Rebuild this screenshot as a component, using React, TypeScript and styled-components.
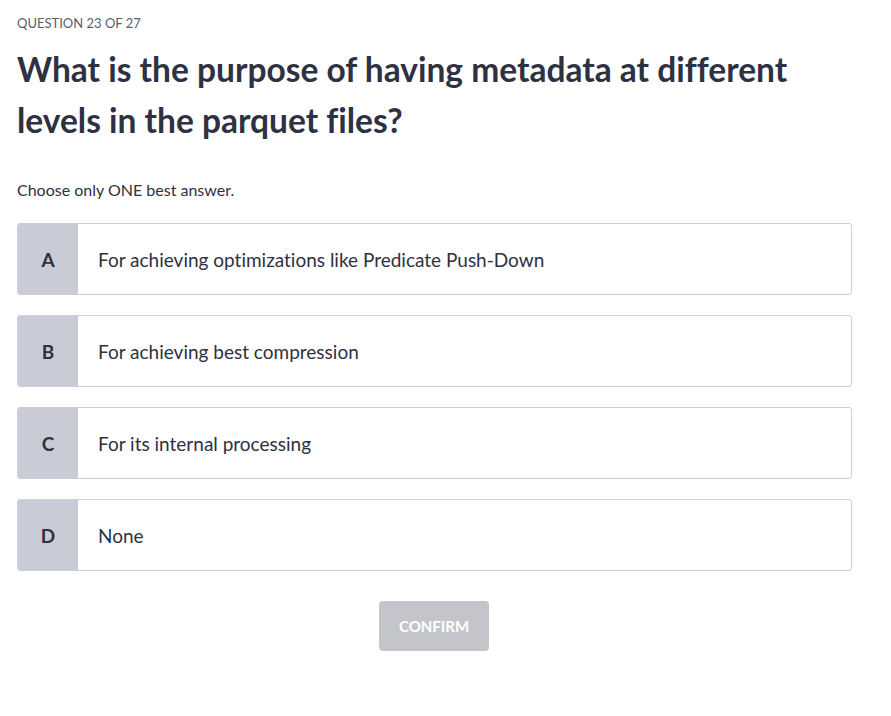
import React from "react";
import styled, { createGlobalStyle } from "styled-components";

const Global = createGlobalStyle`
  html, body { margin: 0; padding: 0; background: #fff; }
  body {
    font-family: "Lato", "Liberation Sans", sans-serif;
    color: #2e3142;
    font-variant-ligatures: none;
  }
`;

const Page = styled.div`
  width: 834px;
  padding: 14px 0 0 17px;
  display: flex;
  flex-direction: column;
`;

const Counter = styled.div`
  font-size: 13px;
  color: #5b5e6d;
  line-height: 18px;
`;

const Title = styled.h1`
  margin: 12px 0 0;
  font-size: 33.5px;
  font-weight: 700;
  line-height: 51px;
  color: #2e3142;
`;

const Hint = styled.p`
  margin: 34px 0 0;
  font-size: 16px;
  line-height: 20px;
  color: #2e3142;
`;

const Options = styled.div`
  margin-top: 23px;
  width: 835px;
  display: flex;
  flex-direction: column;
  gap: 20px;
`;

const Option = styled.button`
  display: flex;
  align-items: stretch;
  height: 72px;
  padding: 0;
  border: 1px solid #cdcfd6;
  border-radius: 3px;
  background: #fff;
  overflow: hidden;
  cursor: pointer;
  font-family: inherit;
  font-variant-ligatures: none;
  text-align: left;
`;

const Letter = styled.span`
  width: 60px;
  flex: none;
  background: #c9ccd6;
  display: flex;
  align-items: center;
  justify-content: center;
  font-size: 19px;
  font-weight: 700;
  color: #2e3142;
`;

const Label = styled.span`
  display: flex;
  align-items: center;
  padding-left: 20px;
  font-size: 19px;
  color: #2e3142;
`;

const Actions = styled.div`
  display: flex;
  justify-content: center;
  margin-top: 30px;
`;

const Confirm = styled.button`
  width: 110px;
  height: 50px;
  border: none;
  border-radius: 4px;
  background: #c4c5cb;
  color: #fff;
  font-family: inherit;
  font-size: 15px;
  font-weight: 700;
`;

const answers = [
  ["A", "For achieving optimizations like Predicate Push-Down"],
  ["B", "For achieving best compression"],
  ["C", "For its internal processing"],
  ["D", "None"],
];

export default function App() {
  return (
    <>
      <Global />
      <Page>
        <Counter>QUESTION 23 OF 27</Counter>
        <Title>
          What is the purpose of having metadata at different
          <br />
          levels in the parquet files?
        </Title>
        <Hint>Choose only ONE best answer.</Hint>
        <Options>
          {answers.map(([l, t]) => (
            <Option key={l}>
              <Letter>{l}</Letter>
              <Label>{t}</Label>
            </Option>
          ))}
        </Options>
        <Actions>
          <Confirm disabled>CONFIRM</Confirm>
        </Actions>
      </Page>
    </>
  );
}
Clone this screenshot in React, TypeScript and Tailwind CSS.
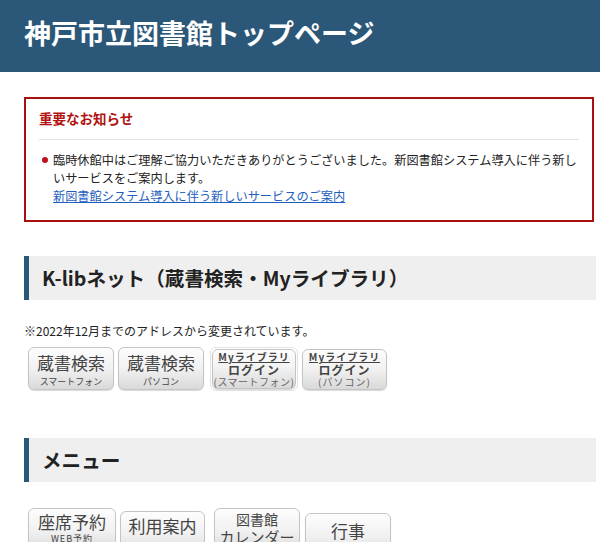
const font = "font-['Noto_Sans_CJK_JP','Noto_Sans',sans-serif]";

function ImgButton({
  className = "",
  children,
}: {
  className?: string;
  children: React.ReactNode;
}) {
  return (
    <div
      className={`flex shrink-0 flex-col items-center justify-center whitespace-nowrap rounded-[6px] border border-[#c4c4c4] bg-gradient-to-b from-[#fdfdfd] via-[#f1f1f1] to-[#d9d9d9] text-[#444] shadow-[0_1px_1px_rgba(0,0,0,0.15)] ${className}`}
    >
      {children}
    </div>
  );
}

function SectionHeading({ children }: { children: React.ReactNode }) {
  return (
    <h2 className="flex h-[44px] items-center border-l-[5px] border-[#2b5878] bg-[#efefef] pl-[13px] text-[19.6px] font-bold text-[#222]">
      {children}
    </h2>
  );
}

export default function App() {
  return (
    <div className={`${font} min-h-[542px] w-[600px] overflow-hidden bg-white text-[#222]`}>
      <header className="h-[72px] bg-[#2b5878] pl-6 pt-[13px]">
        <h1 className="text-[27px] font-bold leading-[40px] text-white">神戸市立図書館トップページ</h1>
      </header>

      <div className="pl-6 pr-1">
        <div className="mr-[2px] mt-[25px] border-2 border-[#a80f0f] px-[13px] pb-[15px] pt-[8px]">
          <h3 className="text-[13.5px] font-bold leading-[22px] text-[#b0120f]">重要なお知らせ</h3>
          <hr className="mb-[11px] mt-[10px] border-[#e2e2e2]" />
          <div className="flex text-[12.2px] leading-[18px]">
            <span className="flex w-[14px] shrink-0 justify-start pl-[3px] pt-[6px]">
              <span className="block h-[6px] w-[6px] rounded-full bg-[#c0111a]" />
            </span>
            <div>
              <p>臨時休館中はご理解ご協力いただきありがとうございました。新図書館システム導入に伴う新しいサービスをご案内します。</p>
              <a href="#" className="text-[#1f5fc0] underline">
                新図書館システム導入に伴う新しいサービスのご案内
              </a>
            </div>
          </div>
        </div>

        <div className="mt-[34px]">
          <SectionHeading>K-libネット（蔵書検索・Myライブラリ）</SectionHeading>
        </div>

        <p className="mt-[22px] text-[12px] leading-[18px]">※2022年12月までのアドレスから変更されています。</p>

        <div className="mt-[7px] flex items-start pl-1">
          <ImgButton className="h-[43px] w-[86px]">
            <span className="text-[17px] leading-[25px]">蔵書検索</span>
            <span className="text-[9px] leading-[13px]">スマートフォン</span>
          </ImgButton>
          <ImgButton className="ml-[4px] h-[43px] w-[86px]">
            <span className="text-[17px] leading-[25px]">蔵書検索</span>
            <span className="text-[9px] leading-[13px]">パソコン</span>
          </ImgButton>
          <div className="ml-[6px] rounded-[6px] border border-[#e4e4e4] p-[1px]">
            <ImgButton className="h-[40px] w-[84px]">
              <span className="text-[10px] font-bold leading-[12px] tracking-[1px] underline">Myライブラリ</span>
              <span className="text-[12px] font-bold leading-[13px] tracking-[1px]">ログイン</span>
              <span className="text-[10px] leading-[12px] tracking-[0.5px] text-[#666]">(スマートフォン)</span>
            </ImgButton>
          </div>
          <ImgButton className="ml-[4px] mt-[2px] h-[41px] w-[85px]">
            <span className="text-[10px] font-bold leading-[12px] tracking-[1px] underline">Myライブラリ</span>
            <span className="text-[12px] font-bold leading-[13px] tracking-[1px]">ログイン</span>
            <span className="text-[10px] leading-[12px] tracking-[1px] text-[#666]">(パソコン)</span>
          </ImgButton>
        </div>

        <div className="mt-[47px]">
          <SectionHeading>メニュー</SectionHeading>
        </div>

        <div className="mt-[26px] flex items-start pl-1">
          <ImgButton className="h-[46px] w-[88px] justify-start pt-[2px]">
            <span className="text-[17px] leading-[22px]">座席予約</span>
            <span className="text-[9px] leading-[12px] tracking-[1px]">WEB予約</span>
          </ImgButton>
          <ImgButton className="ml-[4px] mt-[3px] h-[46px] w-[85px] justify-start pt-[3px]">
            <span className="text-[17px] leading-[22px]">利用案内</span>
          </ImgButton>
          <ImgButton className="ml-[9px] h-[46px] w-[86px] justify-start pt-[2px]">
            <span className="text-[14px] leading-[17px]">図書館</span>
            <span className="text-[15px] leading-[18px]">カレンダー</span>
          </ImgButton>
          <ImgButton className="ml-[5px] mt-[5px] h-[46px] w-[86px] justify-start pt-[6px]">
            <span className="text-[17px] leading-[22px]">行事</span>
          </ImgButton>
        </div>
      </div>
    </div>
  );
}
━━━━━━━━━━━━━━━━━━━━━━━━━━━━━━
> PROBLEM TO WORK ON
Your task is to set down the records shown above exactly, minus any pictures.

> RESULT FOR THIS EXERCISE
Rebuild this screenshot as a component, using React, TypeScript and styled-components.
import React from "react";
import styled, { createGlobalStyle } from "styled-components";

const Global = createGlobalStyle`
  html, body { margin: 0; padding: 0; background: #fff; }
  body {
    font-family: "Lato", "Liberation Sans", sans-serif;
    color: #2e3142;
    font-variant-ligatures: none;
  }
`;

const Page = styled.div`
  width: 834px;
  padding: 14px 0 0 17px;
  display: flex;
  flex-direction: column;
`;

const Counter = styled.div`
  font-size: 13px;
  color: #5b5e6d;
  line-height: 18px;
`;

const Title = styled.h1`
  margin: 12px 0 0;
  font-size: 33.5px;
  font-weight: 700;
  line-height: 51px;
  color: #2e3142;
`;

const Hint = styled.p`
  margin: 34px 0 0;
  font-size: 16px;
  line-height: 20px;
  color: #2e3142;
`;

const Options = styled.div`
  margin-top: 23px;
  width: 835px;
  display: flex;
  flex-direction: column;
  gap: 20px;
`;

const Option = styled.button`
  display: flex;
  align-items: stretch;
  height: 72px;
  padding: 0;
  border: 1px solid #cdcfd6;
  border-radius: 3px;
  background: #fff;
  overflow: hidden;
  cursor: pointer;
  font-family: inherit;
  font-variant-ligatures: none;
  text-align: left;
`;

const Letter = styled.span`
  width: 60px;
  flex: none;
  background: #c9ccd6;
  display: flex;
  align-items: center;
  justify-content: center;
  font-size: 19px;
  font-weight: 700;
  color: #2e3142;
`;

const Label = styled.span`
  display: flex;
  align-items: center;
  padding-left: 20px;
  font-size: 19px;
  color: #2e3142;
`;

const Actions = styled.div`
  display: flex;
  justify-content: center;
  margin-top: 30px;
`;

const Confirm = styled.button`
  width: 110px;
  height: 50px;
  border: none;
  border-radius: 4px;
  background: #c4c5cb;
  color: #fff;
  font-family: inherit;
  font-size: 15px;
  font-weight: 700;
`;

const answers = [
  ["A", "For achieving optimizations like Predicate Push-Down"],
  ["B", "For achieving best compression"],
  ["C", "For its internal processing"],
  ["D", "None"],
];

export default function App() {
  return (
    <>
      <Global />
      <Page>
        <Counter>QUESTION 23 OF 27</Counter>
        <Title>
          What is the purpose of having metadata at different
          <br />
          levels in the parquet files?
        </Title>
        <Hint>Choose only ONE best answer.</Hint>
        <Options>
          {answers.map(([l, t]) => (
            <Option key={l}>
              <Letter>{l}</Letter>
              <Label>{t}</Label>
            </Option>
          ))}
        </Options>
        <Actions>
          <Confirm disabled>CONFIRM</Confirm>
        </Actions>
      </Page>
    </>
  );
}
Clone this screenshot in React, TypeScript and Tailwind CSS.
const font = "font-['Noto_Sans_CJK_JP','Noto_Sans',sans-serif]";

function ImgButton({
  className = "",
  children,
}: {
  className?: string;
  children: React.ReactNode;
}) {
  return (
    <div
      className={`flex shrink-0 flex-col items-center justify-center whitespace-nowrap rounded-[6px] border border-[#c4c4c4] bg-gradient-to-b from-[#fdfdfd] via-[#f1f1f1] to-[#d9d9d9] text-[#444] shadow-[0_1px_1px_rgba(0,0,0,0.15)] ${className}`}
    >
      {children}
    </div>
  );
}

function SectionHeading({ children }: { children: React.ReactNode }) {
  return (
    <h2 className="flex h-[44px] items-center border-l-[5px] border-[#2b5878] bg-[#efefef] pl-[13px] text-[19.6px] font-bold text-[#222]">
      {children}
    </h2>
  );
}

export default function App() {
  return (
    <div className={`${font} min-h-[542px] w-[600px] overflow-hidden bg-white text-[#222]`}>
      <header className="h-[72px] bg-[#2b5878] pl-6 pt-[13px]">
        <h1 className="text-[27px] font-bold leading-[40px] text-white">神戸市立図書館トップページ</h1>
      </header>

      <div className="pl-6 pr-1">
        <div className="mr-[2px] mt-[25px] border-2 border-[#a80f0f] px-[13px] pb-[15px] pt-[8px]">
          <h3 className="text-[13.5px] font-bold leading-[22px] text-[#b0120f]">重要なお知らせ</h3>
          <hr className="mb-[11px] mt-[10px] border-[#e2e2e2]" />
          <div className="flex text-[12.2px] leading-[18px]">
            <span className="flex w-[14px] shrink-0 justify-start pl-[3px] pt-[6px]">
              <span className="block h-[6px] w-[6px] rounded-full bg-[#c0111a]" />
            </span>
            <div>
              <p>臨時休館中はご理解ご協力いただきありがとうございました。新図書館システム導入に伴う新しいサービスをご案内します。</p>
              <a href="#" className="text-[#1f5fc0] underline">
                新図書館システム導入に伴う新しいサービスのご案内
              </a>
            </div>
          </div>
        </div>

        <div className="mt-[34px]">
          <SectionHeading>K-libネット（蔵書検索・Myライブラリ）</SectionHeading>
        </div>

        <p className="mt-[22px] text-[12px] leading-[18px]">※2022年12月までのアドレスから変更されています。</p>

        <div className="mt-[7px] flex items-start pl-1">
          <ImgButton className="h-[43px] w-[86px]">
            <span className="text-[17px] leading-[25px]">蔵書検索</span>
            <span className="text-[9px] leading-[13px]">スマートフォン</span>
          </ImgButton>
          <ImgButton className="ml-[4px] h-[43px] w-[86px]">
            <span className="text-[17px] leading-[25px]">蔵書検索</span>
            <span className="text-[9px] leading-[13px]">パソコン</span>
          </ImgButton>
          <div className="ml-[6px] rounded-[6px] border border-[#e4e4e4] p-[1px]">
            <ImgButton className="h-[40px] w-[84px]">
              <span className="text-[10px] font-bold leading-[12px] tracking-[1px] underline">Myライブラリ</span>
              <span className="text-[12px] font-bold leading-[13px] tracking-[1px]">ログイン</span>
              <span className="text-[10px] leading-[12px] tracking-[0.5px] text-[#666]">(スマートフォン)</span>
            </ImgButton>
          </div>
          <ImgButton className="ml-[4px] mt-[2px] h-[41px] w-[85px]">
            <span className="text-[10px] font-bold leading-[12px] tracking-[1px] underline">Myライブラリ</span>
            <span className="text-[12px] font-bold leading-[13px] tracking-[1px]">ログイン</span>
            <span className="text-[10px] leading-[12px] tracking-[1px] text-[#666]">(パソコン)</span>
          </ImgButton>
        </div>

        <div className="mt-[47px]">
          <SectionHeading>メニュー</SectionHeading>
        </div>

        <div className="mt-[26px] flex items-start pl-1">
          <ImgButton className="h-[46px] w-[88px] justify-start pt-[2px]">
            <span className="text-[17px] leading-[22px]">座席予約</span>
            <span className="text-[9px] leading-[12px] tracking-[1px]">WEB予約</span>
          </ImgButton>
          <ImgButton className="ml-[4px] mt-[3px] h-[46px] w-[85px] justify-start pt-[3px]">
            <span className="text-[17px] leading-[22px]">利用案内</span>
          </ImgButton>
          <ImgButton className="ml-[9px] h-[46px] w-[86px] justify-start pt-[2px]">
            <span className="text-[14px] leading-[17px]">図書館</span>
            <span className="text-[15px] leading-[18px]">カレンダー</span>
          </ImgButton>
          <ImgButton className="ml-[5px] mt-[5px] h-[46px] w-[86px] justify-start pt-[6px]">
            <span className="text-[17px] leading-[22px]">行事</span>
          </ImgButton>
        </div>
      </div>
    </div>
  );
}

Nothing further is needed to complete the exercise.